* [Provided records]:

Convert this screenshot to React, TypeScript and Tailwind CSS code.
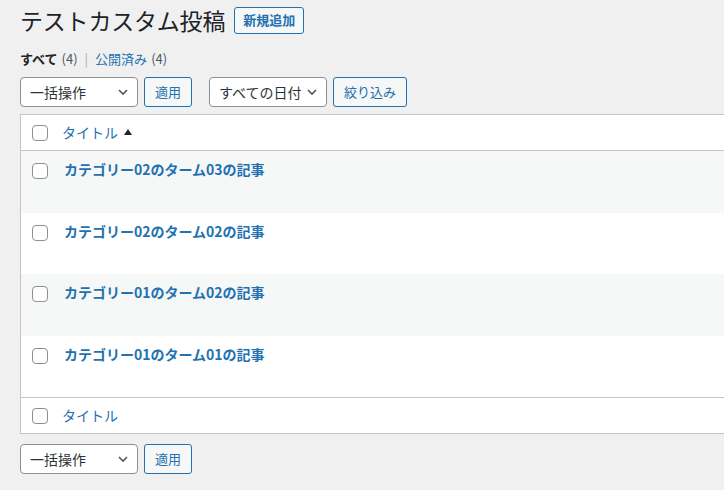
* * *
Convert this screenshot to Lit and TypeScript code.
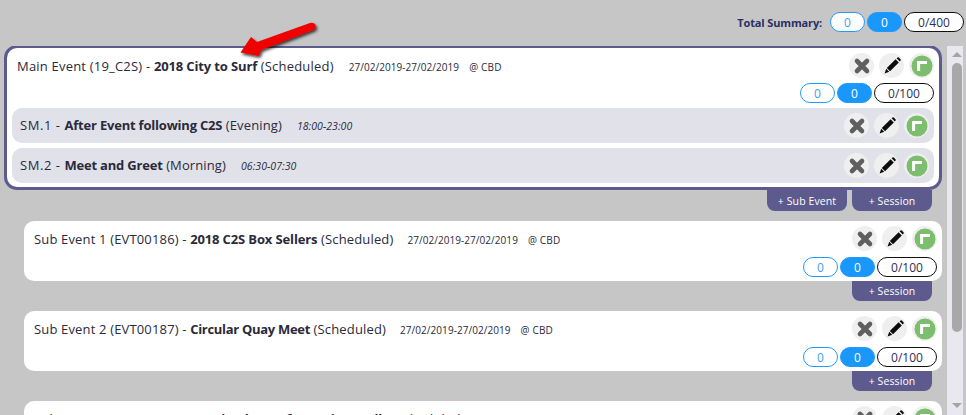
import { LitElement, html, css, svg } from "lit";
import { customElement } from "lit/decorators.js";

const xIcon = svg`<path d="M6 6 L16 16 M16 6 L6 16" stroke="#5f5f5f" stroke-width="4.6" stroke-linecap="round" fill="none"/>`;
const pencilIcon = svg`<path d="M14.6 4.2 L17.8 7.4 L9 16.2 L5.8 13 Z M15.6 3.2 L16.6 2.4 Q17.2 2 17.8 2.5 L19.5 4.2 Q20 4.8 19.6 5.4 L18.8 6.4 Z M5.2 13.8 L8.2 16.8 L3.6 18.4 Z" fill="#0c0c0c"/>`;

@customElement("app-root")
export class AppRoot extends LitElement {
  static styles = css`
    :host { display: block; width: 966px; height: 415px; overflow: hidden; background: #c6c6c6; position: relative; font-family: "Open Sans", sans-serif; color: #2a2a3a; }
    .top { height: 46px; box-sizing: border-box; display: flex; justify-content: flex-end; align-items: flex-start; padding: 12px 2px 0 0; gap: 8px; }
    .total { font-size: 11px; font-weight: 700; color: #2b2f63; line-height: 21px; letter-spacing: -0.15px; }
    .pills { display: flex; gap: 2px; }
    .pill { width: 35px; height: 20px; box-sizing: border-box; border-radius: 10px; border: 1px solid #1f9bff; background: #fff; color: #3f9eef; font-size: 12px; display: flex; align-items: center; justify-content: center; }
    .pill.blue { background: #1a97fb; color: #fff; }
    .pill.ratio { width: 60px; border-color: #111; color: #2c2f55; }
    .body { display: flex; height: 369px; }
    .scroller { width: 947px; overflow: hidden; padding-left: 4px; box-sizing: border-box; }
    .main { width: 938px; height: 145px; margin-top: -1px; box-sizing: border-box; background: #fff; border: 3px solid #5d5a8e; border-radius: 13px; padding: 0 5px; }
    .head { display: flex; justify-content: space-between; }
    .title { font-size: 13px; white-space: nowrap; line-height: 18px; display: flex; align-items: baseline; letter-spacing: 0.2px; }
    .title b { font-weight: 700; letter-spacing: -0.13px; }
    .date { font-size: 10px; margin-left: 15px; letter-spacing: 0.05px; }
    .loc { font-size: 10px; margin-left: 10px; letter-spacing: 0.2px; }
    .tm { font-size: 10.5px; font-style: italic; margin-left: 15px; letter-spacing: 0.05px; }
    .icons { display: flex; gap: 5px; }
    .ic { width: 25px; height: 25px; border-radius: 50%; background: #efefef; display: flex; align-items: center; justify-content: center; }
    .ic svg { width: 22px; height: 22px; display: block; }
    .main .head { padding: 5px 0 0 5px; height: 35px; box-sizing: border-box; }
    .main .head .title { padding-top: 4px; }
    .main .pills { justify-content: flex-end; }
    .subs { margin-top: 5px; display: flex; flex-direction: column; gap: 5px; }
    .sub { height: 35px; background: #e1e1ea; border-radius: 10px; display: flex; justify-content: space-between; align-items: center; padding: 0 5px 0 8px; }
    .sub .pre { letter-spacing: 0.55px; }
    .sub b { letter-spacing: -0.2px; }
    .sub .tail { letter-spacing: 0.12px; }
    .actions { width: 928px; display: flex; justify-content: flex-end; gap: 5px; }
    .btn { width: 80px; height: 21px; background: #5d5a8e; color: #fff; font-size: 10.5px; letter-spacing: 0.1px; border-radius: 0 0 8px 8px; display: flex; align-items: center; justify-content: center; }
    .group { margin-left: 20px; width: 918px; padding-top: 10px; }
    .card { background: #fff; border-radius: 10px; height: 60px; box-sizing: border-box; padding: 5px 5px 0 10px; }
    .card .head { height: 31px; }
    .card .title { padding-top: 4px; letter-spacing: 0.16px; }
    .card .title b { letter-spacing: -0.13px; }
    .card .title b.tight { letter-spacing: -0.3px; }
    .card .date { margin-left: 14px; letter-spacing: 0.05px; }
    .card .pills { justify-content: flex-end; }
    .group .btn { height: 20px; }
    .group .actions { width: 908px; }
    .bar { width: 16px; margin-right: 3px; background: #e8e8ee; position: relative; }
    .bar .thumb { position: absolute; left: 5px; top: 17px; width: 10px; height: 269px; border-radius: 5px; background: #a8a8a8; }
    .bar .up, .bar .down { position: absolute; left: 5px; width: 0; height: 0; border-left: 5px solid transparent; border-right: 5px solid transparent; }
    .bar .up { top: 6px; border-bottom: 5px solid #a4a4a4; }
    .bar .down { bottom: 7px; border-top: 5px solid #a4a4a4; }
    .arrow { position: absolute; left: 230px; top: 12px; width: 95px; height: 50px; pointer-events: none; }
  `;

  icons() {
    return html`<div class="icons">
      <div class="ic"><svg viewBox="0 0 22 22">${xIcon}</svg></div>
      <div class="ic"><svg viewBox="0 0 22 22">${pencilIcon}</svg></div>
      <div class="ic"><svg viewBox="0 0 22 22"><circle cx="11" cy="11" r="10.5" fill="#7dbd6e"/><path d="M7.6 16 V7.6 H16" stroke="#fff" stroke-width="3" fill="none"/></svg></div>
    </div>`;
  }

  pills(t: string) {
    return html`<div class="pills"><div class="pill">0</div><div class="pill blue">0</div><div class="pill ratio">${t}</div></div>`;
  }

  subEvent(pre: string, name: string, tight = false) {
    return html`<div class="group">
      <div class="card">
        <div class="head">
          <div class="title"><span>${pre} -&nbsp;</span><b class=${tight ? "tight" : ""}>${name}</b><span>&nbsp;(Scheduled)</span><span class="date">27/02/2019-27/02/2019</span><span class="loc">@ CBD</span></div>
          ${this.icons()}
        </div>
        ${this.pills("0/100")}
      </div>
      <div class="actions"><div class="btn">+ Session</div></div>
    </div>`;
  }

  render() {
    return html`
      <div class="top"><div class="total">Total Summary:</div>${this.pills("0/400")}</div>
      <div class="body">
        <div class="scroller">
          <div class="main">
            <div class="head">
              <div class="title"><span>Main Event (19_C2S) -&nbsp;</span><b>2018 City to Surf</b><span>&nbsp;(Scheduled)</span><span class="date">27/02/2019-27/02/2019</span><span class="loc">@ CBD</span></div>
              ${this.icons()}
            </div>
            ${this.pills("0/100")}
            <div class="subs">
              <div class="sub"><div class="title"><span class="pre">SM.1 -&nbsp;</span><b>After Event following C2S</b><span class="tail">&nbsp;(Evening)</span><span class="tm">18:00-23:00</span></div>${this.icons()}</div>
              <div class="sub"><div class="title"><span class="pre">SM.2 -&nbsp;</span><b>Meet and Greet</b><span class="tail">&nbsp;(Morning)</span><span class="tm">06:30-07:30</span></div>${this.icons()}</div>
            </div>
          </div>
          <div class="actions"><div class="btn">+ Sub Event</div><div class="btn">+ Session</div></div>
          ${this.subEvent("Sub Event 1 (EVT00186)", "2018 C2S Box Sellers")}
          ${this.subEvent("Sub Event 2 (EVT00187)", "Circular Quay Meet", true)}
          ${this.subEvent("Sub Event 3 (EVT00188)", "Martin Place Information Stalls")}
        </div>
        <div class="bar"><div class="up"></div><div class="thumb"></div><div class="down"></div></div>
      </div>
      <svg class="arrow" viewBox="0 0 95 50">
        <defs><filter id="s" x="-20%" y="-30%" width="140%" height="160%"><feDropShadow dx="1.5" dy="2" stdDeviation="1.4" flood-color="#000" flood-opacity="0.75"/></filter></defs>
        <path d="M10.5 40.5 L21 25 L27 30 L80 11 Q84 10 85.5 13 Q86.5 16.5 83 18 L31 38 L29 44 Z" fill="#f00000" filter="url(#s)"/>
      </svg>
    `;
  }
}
---
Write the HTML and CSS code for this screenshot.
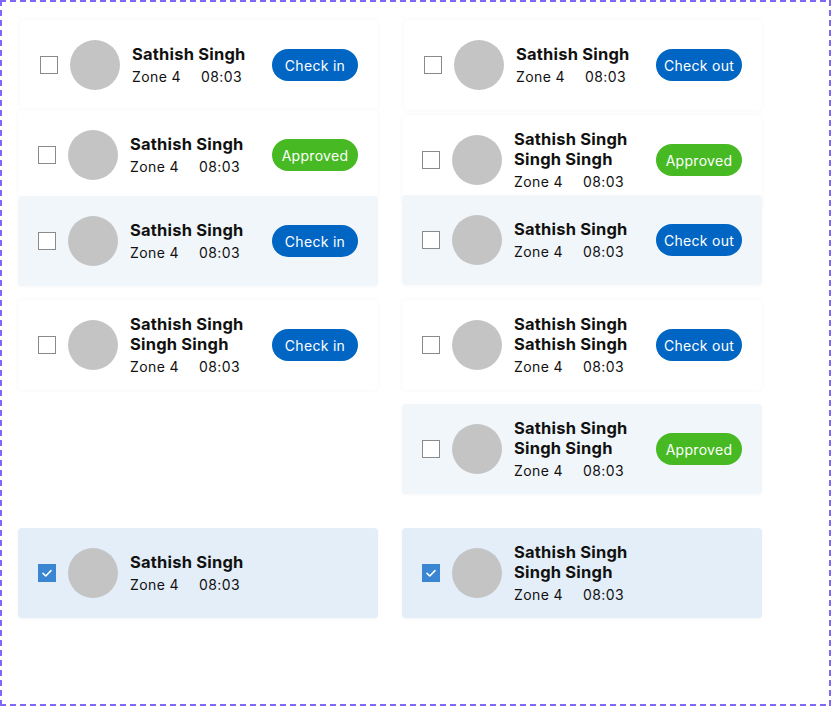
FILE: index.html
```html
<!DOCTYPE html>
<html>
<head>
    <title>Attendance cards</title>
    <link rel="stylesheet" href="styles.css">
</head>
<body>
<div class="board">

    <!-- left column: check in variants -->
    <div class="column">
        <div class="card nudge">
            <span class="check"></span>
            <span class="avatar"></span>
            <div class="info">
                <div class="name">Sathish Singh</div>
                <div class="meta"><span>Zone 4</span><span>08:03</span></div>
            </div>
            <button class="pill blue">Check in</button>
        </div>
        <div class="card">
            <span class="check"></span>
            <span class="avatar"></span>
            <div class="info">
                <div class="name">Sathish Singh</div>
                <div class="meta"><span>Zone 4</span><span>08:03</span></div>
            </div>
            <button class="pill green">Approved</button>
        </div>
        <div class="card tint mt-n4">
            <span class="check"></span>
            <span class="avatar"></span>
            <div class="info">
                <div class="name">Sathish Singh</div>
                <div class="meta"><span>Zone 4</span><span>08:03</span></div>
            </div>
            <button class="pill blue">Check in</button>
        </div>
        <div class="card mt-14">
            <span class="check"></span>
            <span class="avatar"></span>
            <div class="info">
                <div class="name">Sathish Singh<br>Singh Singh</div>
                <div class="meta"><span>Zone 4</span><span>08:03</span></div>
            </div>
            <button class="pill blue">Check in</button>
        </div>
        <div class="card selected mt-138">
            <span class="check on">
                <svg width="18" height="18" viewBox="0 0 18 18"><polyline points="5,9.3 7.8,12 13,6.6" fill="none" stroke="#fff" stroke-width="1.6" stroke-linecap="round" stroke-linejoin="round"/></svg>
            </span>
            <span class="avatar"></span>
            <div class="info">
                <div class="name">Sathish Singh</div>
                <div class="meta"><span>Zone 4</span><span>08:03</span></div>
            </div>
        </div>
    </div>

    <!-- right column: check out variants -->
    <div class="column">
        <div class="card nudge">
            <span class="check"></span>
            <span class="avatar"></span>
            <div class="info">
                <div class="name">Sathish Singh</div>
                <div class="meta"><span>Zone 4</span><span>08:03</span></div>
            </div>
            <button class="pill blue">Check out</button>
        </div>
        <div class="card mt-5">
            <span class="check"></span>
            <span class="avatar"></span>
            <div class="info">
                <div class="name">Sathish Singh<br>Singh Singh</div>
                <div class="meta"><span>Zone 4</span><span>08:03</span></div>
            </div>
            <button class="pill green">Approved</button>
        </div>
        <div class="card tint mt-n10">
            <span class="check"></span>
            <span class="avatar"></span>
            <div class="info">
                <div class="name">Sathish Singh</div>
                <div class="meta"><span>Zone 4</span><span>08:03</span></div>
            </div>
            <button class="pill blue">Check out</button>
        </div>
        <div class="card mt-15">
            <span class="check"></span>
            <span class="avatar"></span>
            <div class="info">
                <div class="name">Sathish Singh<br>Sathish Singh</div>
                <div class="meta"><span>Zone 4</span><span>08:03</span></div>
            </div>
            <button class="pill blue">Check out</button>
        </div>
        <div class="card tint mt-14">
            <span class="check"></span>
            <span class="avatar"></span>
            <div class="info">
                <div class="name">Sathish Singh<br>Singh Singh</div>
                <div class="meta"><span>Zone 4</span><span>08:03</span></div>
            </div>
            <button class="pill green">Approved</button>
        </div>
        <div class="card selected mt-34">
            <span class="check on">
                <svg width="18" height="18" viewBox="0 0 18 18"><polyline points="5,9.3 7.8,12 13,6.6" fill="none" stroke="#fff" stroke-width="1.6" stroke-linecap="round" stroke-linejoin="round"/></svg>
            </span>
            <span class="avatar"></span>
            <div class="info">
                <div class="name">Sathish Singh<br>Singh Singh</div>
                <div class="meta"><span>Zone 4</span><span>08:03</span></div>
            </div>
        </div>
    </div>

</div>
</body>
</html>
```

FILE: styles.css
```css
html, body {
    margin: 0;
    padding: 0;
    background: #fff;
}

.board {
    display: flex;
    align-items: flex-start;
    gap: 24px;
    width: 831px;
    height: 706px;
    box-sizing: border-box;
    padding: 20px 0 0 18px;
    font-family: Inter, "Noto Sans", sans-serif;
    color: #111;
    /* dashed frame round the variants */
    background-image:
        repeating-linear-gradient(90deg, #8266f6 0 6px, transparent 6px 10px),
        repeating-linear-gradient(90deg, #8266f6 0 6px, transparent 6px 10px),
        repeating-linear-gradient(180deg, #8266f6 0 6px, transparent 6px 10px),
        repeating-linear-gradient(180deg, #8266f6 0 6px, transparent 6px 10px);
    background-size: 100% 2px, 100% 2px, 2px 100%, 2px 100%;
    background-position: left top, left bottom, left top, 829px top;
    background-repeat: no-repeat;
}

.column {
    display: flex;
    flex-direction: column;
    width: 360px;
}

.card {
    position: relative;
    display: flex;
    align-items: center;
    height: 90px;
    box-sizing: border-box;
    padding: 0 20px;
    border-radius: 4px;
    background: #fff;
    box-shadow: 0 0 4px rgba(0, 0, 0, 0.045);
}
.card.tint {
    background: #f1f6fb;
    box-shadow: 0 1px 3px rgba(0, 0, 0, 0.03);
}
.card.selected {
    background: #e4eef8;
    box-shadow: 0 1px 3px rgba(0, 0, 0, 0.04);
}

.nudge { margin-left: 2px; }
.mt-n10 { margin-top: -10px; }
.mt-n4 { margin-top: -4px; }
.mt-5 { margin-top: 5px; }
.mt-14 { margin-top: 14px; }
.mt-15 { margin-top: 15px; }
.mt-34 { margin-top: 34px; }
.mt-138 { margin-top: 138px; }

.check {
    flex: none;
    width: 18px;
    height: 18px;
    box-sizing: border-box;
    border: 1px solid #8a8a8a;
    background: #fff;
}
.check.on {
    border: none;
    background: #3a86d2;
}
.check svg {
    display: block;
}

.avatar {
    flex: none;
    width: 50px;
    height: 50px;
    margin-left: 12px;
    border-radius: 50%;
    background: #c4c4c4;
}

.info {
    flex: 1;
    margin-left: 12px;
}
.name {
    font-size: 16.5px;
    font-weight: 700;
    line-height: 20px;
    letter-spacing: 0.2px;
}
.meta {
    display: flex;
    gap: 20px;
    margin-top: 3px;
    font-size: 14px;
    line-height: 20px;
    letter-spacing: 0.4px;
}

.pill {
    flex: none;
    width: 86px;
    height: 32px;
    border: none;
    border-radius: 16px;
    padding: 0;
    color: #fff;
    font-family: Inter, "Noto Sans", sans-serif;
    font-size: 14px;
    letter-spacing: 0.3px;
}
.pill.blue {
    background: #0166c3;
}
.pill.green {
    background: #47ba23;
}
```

* [Direction]:
Starting at the line that contains "Convert this screenshot to Lit" and ending at the line that contains "4.2 L17.8 7.4", give the lines again exactly. Do not include the pictures.

* [Response to this exercise]:
Convert this screenshot to Lit and TypeScript code.
import { LitElement, html, css, svg } from "lit";
import { customElement } from "lit/decorators.js";

const xIcon = svg`<path d="M6 6 L16 16 M16 6 L6 16" stroke="#5f5f5f" stroke-width="4.6" stroke-linecap="round" fill="none"/>`;
const pencilIcon = svg`<path d="M14.6 4.2 L17.8 7.4 L9 16.2 L5.8 13 Z M15.6 3.2 L16.6 2.4 Q17.2 2 17.8 2.5 L19.5 4.2 Q20 4.8 19.6 5.4 L18.8 6.4 Z M5.2 13.8 L8.2 16.8 L3.6 18.4 Z" fill="#0c0c0c"/>`;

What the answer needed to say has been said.